== Work to be completed ==
Take the listing from its first line through the line that contains "h-[406px] bg-[#f7f7f7] overflow-hidden" and please retype those lines exactly, leaving out the pictures.

== Material provided ==
........
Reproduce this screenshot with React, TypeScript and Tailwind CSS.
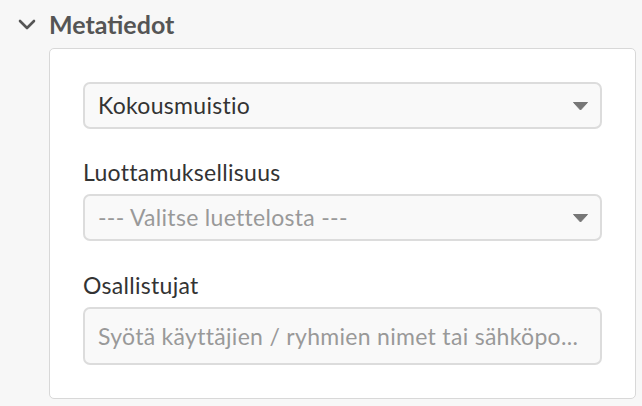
export default function App() {

return (

<div className="w-[642px] h-[406px] bg-[#f7f7f7] overflow-hidden tracking-[0.3px]" style={{ fontFamily: '"Lato", "Open Sans", sans-serif' }}>

<div className="flex items-center h-[46px] pl-[18px] pt-[2px]">
<svg width="18" height="11" viewBox="0 0 18 11" className="shrink-0">
<path d="M2 2 L9 9 L16 2" fill="none" stroke="#555" strokeWidth="2.6" strokeLinecap="round" strokeLinejoin="round" />
</svg>
<h1 className="ml-[13px] text-[25px] font-bold text-[#555] leading-none tracking-normal">
Metatiedot
</h1>
</div>

<div className="ml-[49px] mt-[2px] w-[587px] bg-white border border-[#d8d8d8] rounded-[5px] px-[33px] pt-[33px] pb-[33px]">

<div className="h-[47px] flex items-center justify-between bg-[#f9f9f9] border-2 border-[#dcdcdc] rounded-[7px] pl-[13px] pr-[12px]">
<span className="text-[23px] text-[#333]">Kokousmuistio</span>
<svg width="15" height="8" viewBox="0 0 15 8">
<path d="M0.5 0.5 H14.5 L7.5 8 Z" fill="#777" stroke="#777" strokeWidth="1" strokeLinejoin="round" />
</svg>
</div>

<label className="block mt-[31px] mb-[10px] text-[23px] leading-[24px] text-[#333]">
Luottamuksellisuus
</label>
<div className="h-[47px] flex items-center justify-between bg-[#f9f9f9] border-2 border-[#dcdcdc] rounded-[7px] pl-[13px] pr-[12px]">
<span className="text-[23px] text-[#999]">--- Valitse luettelosta ---</span>
<svg width="15" height="8" viewBox="0 0 15 8">
<path d="M0.5 0.5 H14.5 L7.5 8 Z" fill="#777" stroke="#777" strokeWidth="1" strokeLinejoin="round" />
</svg>
</div>

<label className="block mt-[32px] mb-[10px] text-[23px] leading-[24px] text-[#333]">
Osallistujat
</label>
<div className="h-[58px] flex items-center bg-[#f9f9f9] border-2 border-[#dcdcdc] rounded-[7px] px-[13px]">
<span className="text-[23px] text-[#999] whitespace-nowrap">Syötä käyttäjien / ryhmien nimet tai sähköpo...</span>
</div>

</div>

</div>

)

}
........
== Response to the exercise ==
Reproduce this screenshot with React, TypeScript and Tailwind CSS.
export default function App() {

return (

<div className="w-[642px] h-[406px] bg-[#f7f7f7] overflow-hidden tracking-[0.3px]" style={{ fontFamily: '"Lato", "Open Sans", sans-serif' }}>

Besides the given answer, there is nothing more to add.